The pros get it cranked up for real next weekend, and I will post my annual fearless NFL prognostications before Thursday night's opener. I have all the accuracy of your average TV meteorologist, but one of these days I'll get it right...
THE "BIG DIG" IS UNDERWAY...
I got started last night on the excavation of my front yard for to fix my collapsed sewer drain. I lasted about an hour before running out of gas, and resumed work early this morning while it was still cool out, and I'm about a third of the way done so far. The dirt's not so bad, but those damn tree roots are a bitch to work through! I was planning to resume work again this evening, but my sinuses are freaking thanks to that annual Labor Day weekend ritual known as Ragweed Season, so I've suspended operations for the time-being...
DAMN NEAR PERFECT
I watched an outstanding performance last night by Minnesota Twins pitcher Scott Baker, as he took a perfect game into the 9th inning against the Royals, only to walk the leadoff hitter, then lose his no-hitter to the next batter. I love a good no-no (even if it's by the opposing pitcher), so I was just as disappointed as young master Baker was when he lost it. The closest I ever came to seeing Major League no-hitter in person was circa. 1985-86 when the Royals' Danny Jackson took a no-hitter into the 9th before losing it. Talk about nerve-wracking...
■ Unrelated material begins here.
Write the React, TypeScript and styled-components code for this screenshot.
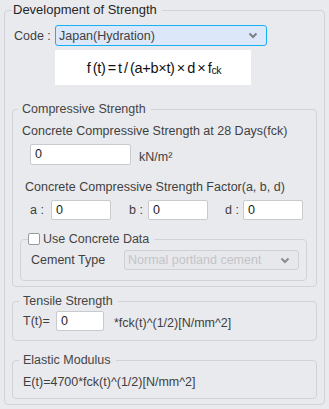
import React from "react";
import styled, { createGlobalStyle } from "styled-components";

const Global = createGlobalStyle`
  html, body { margin: 0; padding: 0; background: #e9eaee; }
  body { font-family: "Liberation Sans", Arial, sans-serif; font-size: 12px; color: #3d3d3d; }
  * { box-sizing: border-box; }
`;

const Page = styled.div`
  padding: 2px 0 0 4px;
  width: 329px;
  height: 409px;
  background: #e9eaee;
`;

const Group = styled.fieldset<{ $w?: string; $pb?: number; $mt?: number; $ml?: number; $mr?: number }>`
  margin: ${(p) => p.$mt ?? 0}px ${(p) => p.$mr ?? 0}px 0 ${(p) => p.$ml ?? 0}px;
  padding: 0 0 ${(p) => p.$pb ?? 0}px 0;
  border: 1px solid #d2d3d8;
  border-radius: 4px;
  min-width: 0;
  ${(p) => (p.$w ? `width: ${p.$w};` : "")}
`;

const OuterGroup = styled(Group)`
  padding-left: 7px;
  padding-right: 7px;
  height: 403px;
`;

const Legend = styled.legend<{ $ml?: number; $dark?: boolean; $pl?: number }>`
  margin-left: ${(p) => p.$ml ?? 0}px;
  padding: 0 5px 0 ${(p) => p.$pl ?? (p.$dark ? 1 : 4)}px;
  line-height: 16px;
  font-size: ${(p) => (p.$dark ? 13 : 12.5)}px;
  color: ${(p) => (p.$dark ? "#262626" : "#454545")};
  display: flex;
  align-items: center;
`;

const Row = styled.div<{ $mt?: number; $ml?: number }>`
  display: flex;
  align-items: center;
  margin-top: ${(p) => p.$mt ?? 0}px;
  margin-left: ${(p) => p.$ml ?? 0}px;
`;

const Label = styled.div<{ $w?: number; $ml?: number; $mt?: number }>`
  line-height: 16px;
  font-size: 12.5px;
  color: #3f3f3f;
  white-space: nowrap;
  ${(p) => (p.$w ? `width: ${p.$w}px; flex: none;` : "")}
  margin-left: ${(p) => p.$ml ?? 0}px;
  margin-top: ${(p) => p.$mt ?? 0}px;
`;

const Select = styled.div<{ $w: number; $h: number; $disabled?: boolean }>`
  width: ${(p) => p.$w}px;
  height: ${(p) => p.$h}px;
  flex: none;
  display: flex;
  align-items: center;
  justify-content: space-between;
  padding: 0 8px 0 3px;
  border-radius: 3px;
  font-size: 12.5px;
  background: ${(p) => (p.$disabled ? "#e7e8ec" : "#dce8f9")};
  border: 1px solid ${(p) => (p.$disabled ? "#cfd0d5" : "#17b1f3")};
  color: ${(p) => (p.$disabled ? "#c3c4c8" : "#3f3f3f")};
`;

const Chevron = styled.svg`
  width: 10px;
  height: 7px;
  flex: none;
`;

const FormulaBox = styled.div`
  margin: 4px 0 0 43px;
  width: 196px;
  height: 35px;
  background: #ffffff;
  display: flex;
  align-items: center;
  justify-content: center;
  padding-left: 2px;
  font-family: "Liberation Sans", Arial, sans-serif;
  font-size: 14.5px;
  color: #111;
  letter-spacing: -0.3px;
  word-spacing: -1.5px;
  white-space: nowrap;
`;

const Sub = styled.span`
  font-size: 10.5px;
  position: relative;
  top: 2px;
  letter-spacing: -0.3px;
`;

const Input = styled.div<{ $w: number; $h?: number }>`
  width: ${(p) => p.$w}px;
  height: ${(p) => p.$h ?? 21}px;
  flex: none;
  background: #fff;
  border: 1px solid #c9cacd;
  border-radius: 2px;
  padding: 1px 0 0 4px;
  font-size: 12.5px;
  line-height: 16px;
  color: #222;
`;

const Unit = styled.span<{ $ml?: number; $mt?: number }>`
  margin-left: ${(p) => p.$ml ?? 8}px;
  margin-top: ${(p) => p.$mt ?? 5}px;
  font-size: 12.5px;
  color: #3f3f3f;
`;

const CheckBox = styled.span`
  width: 12px;
  height: 12px;
  border: 1px solid #9a9a9e;
  border-radius: 2px;
  background: #fff;
  margin-right: 3px;
  flex: none;
`;

const ChevronIcon = ({ color }: { color: string }) => (
  <Chevron viewBox="0 0 10 7">
    <polyline points="1.5,1.5 5,5 8.5,1.5" fill="none" stroke={color} strokeWidth="2" />
  </Chevron>
);

export default function App() {
  return (
    <Page>
      <Global />
      <OuterGroup $w="321px" $pb={6}>
        <Legend $dark>Development of Strength</Legend>
        <Row $mt={7}>
          <Label $w={41} $ml={2}>Code :</Label>
          <Select $w={212} $h={21}>
            <span>Japan(Hydration)</span>
            <ChevronIcon color="#7d7f84" />
          </Select>
        </Row>
        <FormulaBox>
          f (t) = t / (a+b×t) × d × f<Sub>ck</Sub>
        </FormulaBox>

        <Group $mt={16} $pb={5}>
          <Legend $ml={5}>Compressive Strength</Legend>
          <Label $ml={9} $mt={6}>Concrete Compressive Strength at 28 Days(fck)</Label>
          <Row $mt={5} $ml={17}>
            <Input $w={101}>0</Input>
            <Unit>kN/m²</Unit>
          </Row>
          <Label $ml={12} $mt={14}>Concrete Compressive Strength Factor(a, b, d)</Label>
          <Row $mt={5} $ml={17}>
            <Label $w={21}>a :</Label>
            <Input $w={60} $h={20}>0</Input>
            <Label $w={19} $ml={18}>b :</Label>
            <Input $w={60} $h={20}>0</Input>
            <Label $w={18} $ml={17}>d :</Label>
            <Input $w={60} $h={20}>0</Input>
          </Row>
          <Group $mt={11} $ml={7} $mr={9} $pb={10}>
            <Legend $ml={7} $pl={0}>
              <CheckBox />
              Use Concrete Data
            </Legend>
            <Row $mt={3} $ml={10}>
              <Label $w={93}>Cement Type</Label>
              <Select $w={175} $h={20} $disabled>
                <span>Normal portland cement</span>
                <ChevronIcon color="#8a8b90" />
              </Select>
            </Row>
          </Group>
        </Group>

        <Group $mt={6} $pb={9}>
          <Legend $ml={6}>Tensile Strength</Legend>
          <Row $mt={2} $ml={10}>
            <Label $w={33}>T(t)=</Label>
            <Input $w={48} $h={20}>0</Input>
            <Unit $ml={10} $mt={4}>*fck(t)^(1/2)[N/mm^2]</Unit>
          </Row>
        </Group>

        <Group $mt={11} $pb={8}>
          <Legend $ml={6}>Elastic Modulus</Legend>
          <Label $ml={10} $mt={6}>E(t)=4700*fck(t)^(1/2)[N/mm^2]</Label>
        </Group>
      </OuterGroup>
    </Page>
  );
}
What drives me nuts is when the play-by-play announcers during no-hitters actually mention that the pitcher has a no-hitter going. I have two major superstitions in life, one being that I will only wear odd-numbered sports jerseys, and the other being not to point out there's a no-hitter in progress! Instead of saying "So-and-so's got a no-hitter going...", I prefer to do like Billy Paul in "Me And Mrs. Jones" and say "He's got a thing going on..." In fact, the Boston Red Sox' pitcher's "got a thing going on" even as I type this...
POETIC JUSTICE
Regular readers here might recall me mentioning my rather unsavory 30-year-old female co-worker/human train wreck with poor feminine hygiene habits who has three out-of-control kids (by three different fathers, none of whom she's ever married), the oldest of whom is 14 (do the math) who spends an inordinate amount of time yapping on her cell phone who was trying to mooch off the government by seeking to obtain Section 8 federal housing after her recent soap opera-esque break-up with her boyfriend? Surely, you remember her! Well, now that she's been with our company for over a year, she's learned how to milk/abuse the system quite well, as she's chronically late to work and even though she's used up all her sick time, she still frequently calls in sick anyway, saying she "has things to do."
As you might imagine, the collective gruntlement of the rest of the staff (including me) ain't doing too well these days, as management continues to turn a blind eye to all this. I personally took it upon myself Thursday to exact a little vigilante justice on her. In addition to all her other transgressions, she has the unmitigated gall to regularly park her car in one of our designated handicapped parking spaces. Oh sure, she has a handicapped parking tag hanging from her mirror (that I'm sure doesn't belong to her), but there ain't a damn thing wrong with her physically (apart from vaginal odors), and one of my biggest pet peeves in this world is able-bodied people who park in handicapped spots. As luck would have it, she arrived for work Thursday (on time, for once) at the same time I did, and left her lights on. I noticed this as I walked by, but do you think I bothered to inform her of it? Fuck, no! I'm normally not that mean, but in this case, I believe the term "what goes around, comes around" more than applies. When she had her car jump-started at the end of the day, I laughed...hard.